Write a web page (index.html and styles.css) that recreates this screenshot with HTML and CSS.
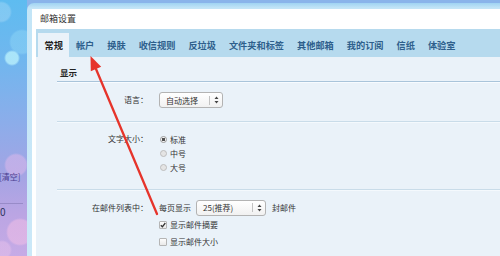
FILE: index.html
```html
<!DOCTYPE html>
<html lang="zh-CN">
<head>
<meta charset="utf-8">
<title>邮箱设置</title>
<link rel="stylesheet" href="styles.css">
</head>
<body>
<div class="screen">
  <aside class="side">
    <span class="side-link">[清空]</span>
    <span class="side-rule"></span>
    <span class="side-num">0</span>
  </aside>
  <div class="window">
    <div class="panel">
      <div class="title">邮箱设置</div>
      <nav class="tabs">
        <span class="tab active">常规</span>
        <span class="tab">帐户</span>
        <span class="tab">换肤</span>
        <span class="tab">收信规则</span>
        <span class="tab">反垃圾</span>
        <span class="tab">文件夹和标签</span>
        <span class="tab">其他邮箱</span>
        <span class="tab">我的订阅</span>
        <span class="tab">信纸</span>
        <span class="tab">体验室</span>
      </nav>
      <div class="content">
        <section class="sec">
          <h2 class="sec-title">显示</h2>
          <div class="row row-lang">
            <div class="label">语言：</div>
            <div class="ctrl">
              <span class="select sel-lang">
                <span class="sel-text">自动选择</span>
                <span class="sel-arrow"><svg width="5" height="8" viewBox="0 0 5 8"><path d="M2.5 0.5 L4.5 3 L0.5 3 Z M0.5 5 L4.5 5 L2.5 7.5 Z" fill="#444"/></svg></span>
              </span>
            </div>
          </div>
          <div class="row row-size">
            <div class="label">文字大小：</div>
            <div class="ctrl opts">
              <label class="opt"><span class="radio on"></span>标准</label>
              <label class="opt"><span class="radio"></span>中号</label>
              <label class="opt"><span class="radio"></span>大号</label>
            </div>
          </div>
          <div class="row row-list">
            <div class="label">在邮件列表中：</div>
            <div class="ctrl opts">
              <div class="perpage">
                <span>每页显示</span>
                <span class="select sel-num">
                  <span class="sel-text">25(推荐)</span>
                  <span class="sel-arrow"><svg width="5" height="8" viewBox="0 0 5 8"><path d="M2.5 0.5 L4.5 3 L0.5 3 Z M0.5 5 L4.5 5 L2.5 7.5 Z" fill="#444"/></svg></span>
                </span>
                <span class="unit">封邮件</span>
              </div>
              <label class="chk-row"><span class="chk on"><svg width="6" height="6" viewBox="0 0 6 6"><path d="M0.8 3.2 L2.4 4.8 L5.3 1.0" fill="none" stroke="#333" stroke-width="1.3"/></svg></span>显示邮件摘要</label>
              <label class="chk-row"><span class="chk"></span>显示邮件大小</label>
            </div>
          </div>
        </section>
      </div>
    </div>
  </div>
  <svg class="arrow" width="500" height="256" viewBox="0 0 500 256">
    <line x1="157" y1="214" x2="96" y2="69" stroke="#e6342b" stroke-width="2.3" stroke-linecap="round"/>
    <polygon points="90.5,56 101.2,66.8 90.8,71.2" fill="#e6342b"/>
  </svg>
</div>
</body>
</html>
```
FILE: styles.css
```css
* {
  box-sizing: border-box;
  margin: 0;
  padding: 0;
}

html,
body {
  width: 500px;
  height: 256px;
  overflow: hidden;
}

body {
  font-family: "Noto Sans CJK SC", "Noto Sans", "Liberation Sans", sans-serif;
  color: #333;
  background: #8ab4ea;
}

.screen {
  position: relative;
  display: flex;
  width: 500px;
  height: 256px;
}

/* left desktop strip */
.side {
  width: 27px;
  flex: none;
  display: flex;
  flex-direction: column;
  padding-top: 172px;
  overflow: hidden;
  background:
    radial-gradient(circle at 12px 58px, rgba(185, 240, 252, 0.8) 0 6px, rgba(185, 240, 252, 0) 8px),
    radial-gradient(circle at 22px 42px, rgba(150, 220, 248, 0.4) 0 11px, rgba(150, 220, 248, 0) 13px),
    radial-gradient(circle at 1px 12px, rgba(255, 255, 255, 0.2) 0 9px, rgba(255, 255, 255, 0) 11px),
    radial-gradient(circle at 16px 165px, rgba(225, 185, 235, 0.5) 0 10px, rgba(225, 185, 235, 0) 12px),
    radial-gradient(circle at 20px 232px, rgba(240, 190, 230, 0.55) 0 12px, rgba(240, 190, 230, 0) 14px),
    radial-gradient(circle at 2px 250px, rgba(235, 195, 235, 0.45) 0 8px, rgba(235, 195, 235, 0) 10px),
    linear-gradient(180deg, #5ebcf0 0%, #72b6ee 25%, #8cadea 48%, #a3a4e4 68%, #bba5e3 84%, #c6abe6 100%);
}

.side-link {
  font-size: 8px;
  line-height: 10px;
  color: #4a3b8f;
  white-space: nowrap;
  margin-left: -1px;
}

.side-rule {
  height: 1px;
  margin-top: 21px;
  margin-right: 4px;
  background: rgba(110, 100, 160, 0.4);
}

.side-num {
  margin-top: 2px;
  font-size: 10px;
  line-height: 12px;
  color: #2d3560;
}

/* window */
.window {
  flex: 1;
  display: flex;
  margin-top: 3px;
  padding: 6px 0 0 5px;
  border-top-left-radius: 7px;
  background: linear-gradient(180deg, #9fd3f2 0, #c3e5f7 5px, #cbe8f8 100%);
}

.panel {
  flex: 1;
  display: flex;
  flex-direction: column;
  padding-left: 4px;
  background: #fff;
}

.title {
  height: 20px;
  line-height: 20px;
  padding-left: 4px;
  font-size: 9px;
  color: #333;
}

.tabs {
  display: flex;
  align-items: flex-end;
  height: 28px;
  padding-left: 2px;
  background: #b6daee;
}

.tab {
  height: 24px;
  line-height: 24px;
  padding: 0 6.5px;
  font-size: 9.2px;
  font-weight: 700;
  color: #2e5f8c;
  white-space: nowrap;
}

.tab.active {
  background: #eaf2f9;
  color: #1e1e1e;
}

.content {
  flex: 1;
  padding-left: 21px;
  background: #eaf2f9;
}

.sec-title {
  padding: 9px 0 3px 3px;
  line-height: 12px;
  font-size: 8.5px;
  font-weight: 700;
  color: #222;
  border-bottom: 1px solid #a9c4da;
  box-shadow: 0 1px 0 #f7fbff;
}

.row {
  display: flex;
  align-items: flex-start;
  border-bottom: 1px solid #c9dce9;
  box-shadow: 0 1px 0 #f4f9fd;
}

.row-lang {
  padding: 10px 0 13px;
}

.row-size {
  padding: 10px 0 15px;
}

.row-list {
  padding: 9px 0 0;
  border-bottom: none;
  box-shadow: none;
}

.label {
  width: 91px;
  flex: none;
  text-align: right;
  font-size: 8px;
  color: #333;
}

.row-lang .label {
  line-height: 16px;
}

.row-size .label {
  line-height: 14px;
}

.row-list .label {
  line-height: 17px;
}

.ctrl {
  margin-left: 11px;
  font-size: 8px;
  color: #333;
}

.opts {
  display: flex;
  flex-direction: column;
}

/* select */
.select {
  display: inline-flex;
  align-items: center;
  height: 16px;
  border: 1px solid #b3b3b3;
  border-radius: 3px;
  background: linear-gradient(180deg, #ffffff, #f1f1f1);
  font-size: 8px;
  color: #333;
}

.sel-lang {
  width: 64px;
}

.sel-num {
  width: 70px;
  margin-left: 5px;
}

.sel-text {
  flex: 1;
  padding-left: 6px;
  white-space: nowrap;
}

.sel-arrow {
  width: 13px;
  height: 9px;
  flex: none;
  display: flex;
  align-items: center;
  justify-content: center;
  border-left: 1px solid #c2c2c2;
}

/* radios */
.opt {
  display: flex;
  align-items: center;
  height: 14px;
}

.radio {
  width: 7px;
  height: 7px;
  margin: 0 3.5px 0 0.5px;
  border-radius: 50%;
  border: 1px solid #bdbdbd;
  background: #e4e4e4;
}

.radio.on {
  border-color: #9a9a9a;
  background: radial-gradient(circle, #4f4f4f 0 1.4px, #f4f4f4 1.9px);
}

/* per page + checkboxes */
.perpage {
  display: flex;
  align-items: center;
  height: 17px;
}

.unit {
  margin-left: 6px;
}

.chk-row {
  display: flex;
  align-items: center;
  height: 17px;
}

.chk {
  width: 8px;
  height: 8px;
  margin-right: 3px;
  display: flex;
  align-items: center;
  justify-content: center;
  border: 1px solid #b5b5b5;
  border-radius: 1px;
  background: linear-gradient(180deg, #fdfdfd, #e9e9e9);
}

/* annotation arrow over the screenshot */
.arrow {
  position: absolute;
  left: 0;
  top: 0;
  pointer-events: none;
}
```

● ● ● ● ● ● ●

Work to complete> Report how many lines in the data contain the word "styles", with no words besides the number.

Answer to the problem> 3